Após a descoberta do pecado (Gen, 3, 6-7, por exemplo) rapidamente se formaram duas correntes: a fatalista e a oportunista; do pecado apenas poderiam então advir duas trágicas – e cómicas – consequências práticas: ou estávamos lixados porque ele nos transportava para uma condição de eternos condenados mendigando avulsamente perdão e remissão, ou lixados estávamos porque era na luta insana contra a tentação e a queda onde deveríamos encontrar a finalidade ad-hoc para a nossa vida; em comum a ambas: a distinta condição merdosa. Ora o homem ainda em estado primitivamente esclarecido e habituado às agruras da mãe natureza e respectivas pintelhices, ora inundação-ora seca, libertou-se deste espartilho criando regras criteriosamente definidas e ditadas no essencial pela fome, tesão e cagaço. Quando se deu conta de que apenas a primeira tinha uma solução duradoira e estável, doirou a pílula criando aquilo a que mais tarde se veio a chamar de cultura. Mas quando o pecado se viu rodeado por essa coisa enfarinhada, enrolou-se e tomou o caminho óbvio: frigideira. Ainda não saímos dessa fase: fritos; em panadinho.

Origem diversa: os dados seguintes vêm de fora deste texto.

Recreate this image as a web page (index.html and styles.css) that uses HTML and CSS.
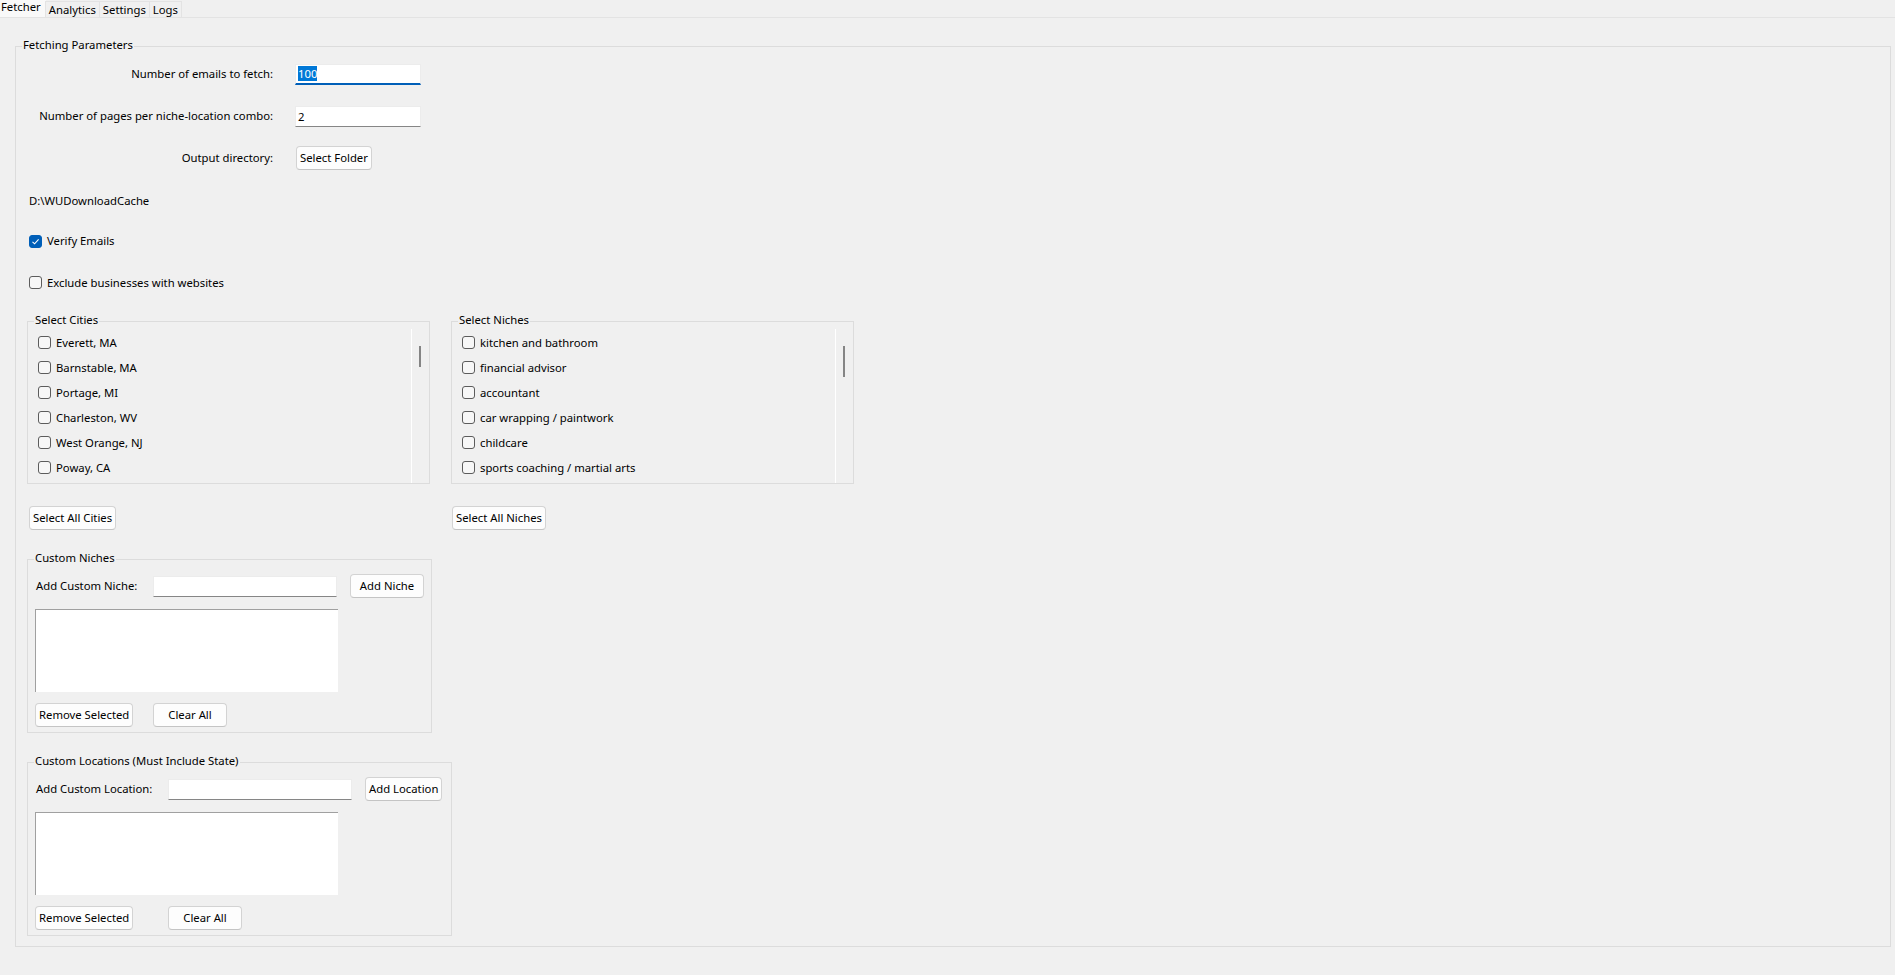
FILE: index.html
```html
<!DOCTYPE html>
<html lang="en">
<head>
    <meta charset="UTF-8">
    <title>Email Fetcher</title>
    <link rel="stylesheet" href="styles.css">
</head>
<body>
    <div class="tabs">
        <span class="tab active">Fetcher</span>
        <span class="tab">Analytics</span>
        <span class="tab">Settings</span>
        <span class="tab">Logs</span>
    </div>

    <div class="group main">
        <div class="group-title">Fetching Parameters</div>

        <div class="form">
            <label>Number of emails to fetch:</label>
            <div class="entry focused"><span class="sel">100</span></div>

            <label>Number of pages per niche-location combo:</label>
            <div class="entry">2</div>

            <label>Output directory:</label>
            <button class="btn folder-btn">Select Folder</button>
        </div>

        <div class="path">D:\WUDownloadCache</div>

        <div class="check-row verify">
            <span class="cb checked">
                <svg width="11" height="11" viewBox="0 0 11 11"><path d="M2.5 5.8 L4.6 7.8 L8.6 3.4" fill="none" stroke="#fff" stroke-width="1.1"/></svg>
            </span>
            Verify Emails
        </div>
        <div class="check-row exclude">
            <span class="cb"></span>
            Exclude businesses with websites
        </div>

        <div class="lists">
            <div class="list-col">
                <div class="group list-group">
                    <div class="group-title">Select Cities</div>
                    <div class="list-body">
                        <div class="items">
                            <div class="item"><span class="cb"></span>Everett, MA</div>
                            <div class="item"><span class="cb"></span>Barnstable, MA</div>
                            <div class="item"><span class="cb"></span>Portage, MI</div>
                            <div class="item"><span class="cb"></span>Charleston, WV</div>
                            <div class="item"><span class="cb"></span>West Orange, NJ</div>
                            <div class="item"><span class="cb"></span>Poway, CA</div>
                        </div>
                        <div class="scrollbar"><div class="thumb"></div></div>
                    </div>
                </div>
                <button class="btn select-all cities-btn">Select All Cities</button>
            </div>

            <div class="list-col">
                <div class="group list-group">
                    <div class="group-title">Select Niches</div>
                    <div class="list-body">
                        <div class="items">
                            <div class="item"><span class="cb"></span>kitchen and bathroom</div>
                            <div class="item"><span class="cb"></span>financial advisor</div>
                            <div class="item"><span class="cb"></span>accountant</div>
                            <div class="item"><span class="cb"></span>car wrapping / paintwork</div>
                            <div class="item"><span class="cb"></span>childcare</div>
                            <div class="item"><span class="cb"></span>sports coaching / martial arts</div>
                        </div>
                        <div class="scrollbar"><div class="thumb long"></div></div>
                    </div>
                </div>
                <button class="btn select-all niches-btn">Select All Niches</button>
            </div>
        </div>

        <div class="group custom niches">
            <div class="group-title">Custom Niches</div>
            <div class="custom-grid">
                <label>Add Custom Niche:</label>
                <div class="entry"></div>
                <button class="btn add-btn">Add Niche</button>
                <div class="listbox"></div>
                <button class="btn remove-btn">Remove Selected</button>
                <button class="btn">Clear All</button>
            </div>
        </div>

        <div class="group custom locations">
            <div class="group-title">Custom Locations (Must Include State)</div>
            <div class="custom-grid">
                <label>Add Custom Location:</label>
                <div class="entry"></div>
                <button class="btn add-btn">Add Location</button>
                <div class="listbox"></div>
                <button class="btn remove-btn">Remove Selected</button>
                <button class="btn">Clear All</button>
            </div>
        </div>
    </div>
</body>
</html>
```

FILE: styles.css
```css
body {
    margin: 0;
    background-color: #f0f0f0;
    font-family: "Noto Sans", "Liberation Sans", sans-serif;
    font-size: 11.3px;
    line-height: 16px;
    color: #000;
}

/* tab strip */
.tabs {
    display: flex;
    align-items: flex-end;
    height: 17px;
    border-bottom: 1px solid #e3e3e3;
}
.tab {
    height: 15px;
    line-height: 15px;
    padding: 0 3px;
    border: 1px solid #e3e3e3;
    border-bottom: none;
    margin-left: -1px;
}
.tab.active {
    height: 17px;
    line-height: 13px;
    padding: 0 5px 0 1px;
    margin-left: 0;
    border: none;
    background-color: #f9f9f9;
}

/* label frames */
.group {
    border: 1px solid #dcdcdc;
}
.group-title {
    width: max-content;
    margin: -10px 0 0 6px;
    padding: 0 1px;
    background-color: #f0f0f0;
}
.main {
    margin: 28px 4px 0 15px;
    padding-bottom: 10px;
}

/* top form */
.form {
    display: grid;
    grid-template-columns: 257px 126px;
    grid-template-rows: 42px 42px 42px;
    column-gap: 22px;
    align-items: center;
}
.form label {
    text-align: right;
}
.entry {
    box-sizing: border-box;
    height: 21px;
    padding-left: 2px;
    line-height: 19px;
    background-color: #fff;
    border: 1px solid #ececec;
    border-bottom-color: #868686;
}
.entry.focused {
    border-bottom: 2px solid #005fb8;
    line-height: 18px;
}
.sel {
    background-color: #0078d7;
    color: #fff;
}
.folder-btn {
    justify-self: start;
    margin-left: 1px;
}

.btn {
    box-sizing: border-box;
    height: 24px;
    min-width: 74px;
    padding: 0 3px;
    font: inherit;
    line-height: 22px;
    white-space: nowrap;
    color: #000;
    background-color: #fdfdfd;
    border: 1px solid #d3d3d3;
    border-bottom-color: #c4c4c4;
    border-radius: 4px;
}

.path {
    height: 44px;
    line-height: 44px;
    padding-left: 13px;
}
.check-row {
    display: flex;
    align-items: center;
    gap: 5px;
    padding-left: 13px;
}
.verify {
    height: 36px;
}
.exclude {
    height: 47px;
}

.cb {
    box-sizing: border-box;
    flex: none;
    display: flex;
    align-items: center;
    justify-content: center;
    width: 13px;
    height: 13px;
    border: 1px solid #5c5c5c;
    border-radius: 3px;
    background-color: #f7f7f7;
}
.cb.checked {
    border-color: #005fb8;
    background-color: #005fb8;
}

/* cities / niches */
.lists {
    display: flex;
    gap: 21px;
    margin: 15px 0 0 11px;
}
.list-col {
    display: flex;
    flex-direction: column;
    align-items: flex-start;
}
.list-group {
    width: 403px;
    box-sizing: border-box;
}
.list-body {
    display: flex;
    height: 155px;
}
.items {
    flex: 1;
    padding: 2px 0 0 10px;
}
.item {
    display: flex;
    align-items: center;
    gap: 5px;
    height: 25px;
}
.scrollbar {
    width: 17px;
    margin-top: 1px;
    border-left: 1px solid #fff;
}
.thumb {
    width: 2px;
    height: 21px;
    margin: 17px 0 0 7px;
    background-color: #858585;
}
.thumb.long {
    height: 31px;
}
.select-all {
    margin-top: 22px;
}
.cities-btn {
    margin-left: 2px;
}
.niches-btn {
    margin-left: 1px;
}

/* custom niches / locations */
.custom {
    box-sizing: border-box;
    margin: 29px 0 0 11px;
}
.custom.niches {
    width: 405px;
}
.custom.locations {
    width: 425px;
    margin-top: 29px;
}
.custom-grid {
    display: grid;
    grid-template-columns: 118px 184px auto;
    grid-template-rows: 40px auto 34px;
    align-items: center;
    justify-items: start;
    margin-left: 7px;
}
.locations .custom-grid {
    grid-template-columns: 133px 184px auto;
}
.custom-grid label {
    padding-left: 1px;
}
.custom-grid .entry {
    width: 184px;
}
.add-btn {
    margin-left: 13px;
}
.listbox {
    grid-column: 1 / span 2;
    box-sizing: border-box;
    width: 303px;
    height: 83px;
    margin: 3px 0 6px;
    background-color: #fff;
    border-top: 1px solid #a0a0a0;
    border-left: 1px solid #a0a0a0;
}
.remove-btn {
    grid-column: 1;
}
```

E com este post inicia-se oficialmente a época misantrópica

O homem moderno é a pior construção do homem moderno. É um animal preso a debilidades psicológicas, desgostos de amor, manipulações mediáticas, procuras de identidade e adolescências. Foi incapaz de se realizar apenas com as fragilidades cósmicas do frio, do vento, e da chuva, incapaz de se limitar a procriar, alimentar-se e aquecer-se, incapaz de se satisfazer com mitos simples e duradoiros encontrados na mãe natureza; numa palavra: incapaz. Quis refinar o amor, fodeu-se; quis refinar a liberdade, fodeu-se; quis refinar a religião, fodeu-se; quis refinar o bem-estar, fodeu-se; quis refinar a consciência, fodeu-se. O homem moderno agora tem de crescer, tem de amar, tem de realizar-se, tem de respeitar a liberdade dos outros, tem de gerir os seus sonhos e as suas privações, tem então de fazer milhares e milhares de merdas sem saber ao certo o que significam, nem para o que servem. O homem tornou-se numa filigrana mais pesada que uma bigorna. Já não precisamos de precipícios para nos despenharmos.

Boas práticas & Equilíbrio sistémico

Penso que se conseguíssemos encontrar e condenar alguém que fosse banqueiro-pedófilo-presidente-de-clube-de-futebol-autarca arrumávamos os assuntos todos duma só penada e com menos despesa e maçada. Em Portugal a malandragem nunca leva a coisa completamente a sério e mantém sempre na sua vida zonas nebulosa, legal e irritantemente saudáveis, nichos de honestidade e bons costumes que em nada os dignificam, nem à nação que maternalmente os alberga. Inclusivamente a nova moda de branqueamemto de dentes, transformou, de forma obscena, os crimes de colarinho branco em crimes de canino branco. Não dignifica, repito. Depois de Pablo Escobar é muito mais difícil ser malandro. Todos me parecem escanzelados, todos me parecem de ejaculação rápida, todos me parecem maus de boca e, não raras vezes, já nos surgem com problemas cardio-vasculares. Ora quem não nasce com mãos de cozinheiro deveria ter mãos de justiceiro, e qualquer cidadão de tendências exemplares que se preze deveria, pelo menos uma vez na vida, e para além de plantar uma árvore e dar um pum num elevador, sacar a confissão pública dum malandro, eventualmente coadjuvado pela Judite, mas a de Sousa, se estiver bem penteada. Cumpre por isso encontrarmos um malandro global, de dentes devidamente amarelados, ainda sem vocalizações cavernosas e de preferência fatos C&A dois números acima. Evitemos gente séria e educada porque demoram mais tempo a desossar.